Venus like a searchlight through the bare trees. A great-horned owl calls on the far side of the ridge, but gets no response. He tries again. Silence.
11/15/2023
Cold and still at sunrise. The western ridge turns from barn-red to gold, like an autumn in reverse.
11/14/2023
Sunrise hidden by a layer of cloud. A white-footed mouse explores the corrugated roof over my oil tanks, its likely sickness shown by its lack of fear.
11/13/2023
22F/-5C at sunrise. Every twig and leaf is lightly frosted. I watch my clouds of breath drift into the yard.
11/12/2023
Sun through thin, high clouds—enough to make the last few scarlet oak crowns glow. An ambulance wails through the gap.
11/11/2023
A few patches of frost in the yard as the sun clears the ridgetop.

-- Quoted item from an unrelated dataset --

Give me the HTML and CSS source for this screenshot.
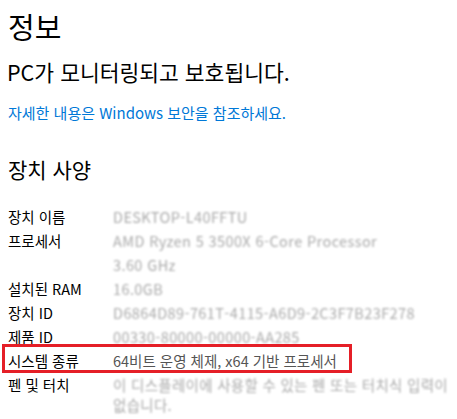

Juncos move through the rambling old lilac, its last few leaves faded nearly to yellow.
11/10/2023
Overcast and quiet an hour before sunrise. Hunters’ headlamps move back and forth on the dark hillside like lost stars.
11/9/2023
it starts raining just as I come out on the porch, completing the November trinity: cold, gray, and wet. Goldfinch chatter. The keening of truck tires on the interstate.
11/8/2023
The sun clears the ridge and I’m blinded—the oaks are mostly bare now. Those that aren’t, glow red like a scattering of old barns.
11/7/2023
Breezy and warm. With each gust of wind, a flotilla of leaves sets sail from the big tulip tree, as the sun ascends a ladder of clouds.
11/6/2023
Sunrise glowing orange between the half-naked ridgetop oaks. The yard fills with small birds: sparrows, kinglets, the inevitable wren.
11/5/2023
Overcast sunrise for the return to standard time. The restless footsteps of a buck below the house, carrying his rack of bare branches into the woods.
11/4/2023
Thin clouds turn livid for the sunrise. A chickadee twitters. Two minutes later, we’re back to gloom.
11/3/2023
On a cloudless, quiet mid-morning after a heavy frost, the ground remains white only in the shadows. A single orange leaf falls from the tall tulip poplar, spiraling slowly down into the dead goldenrods.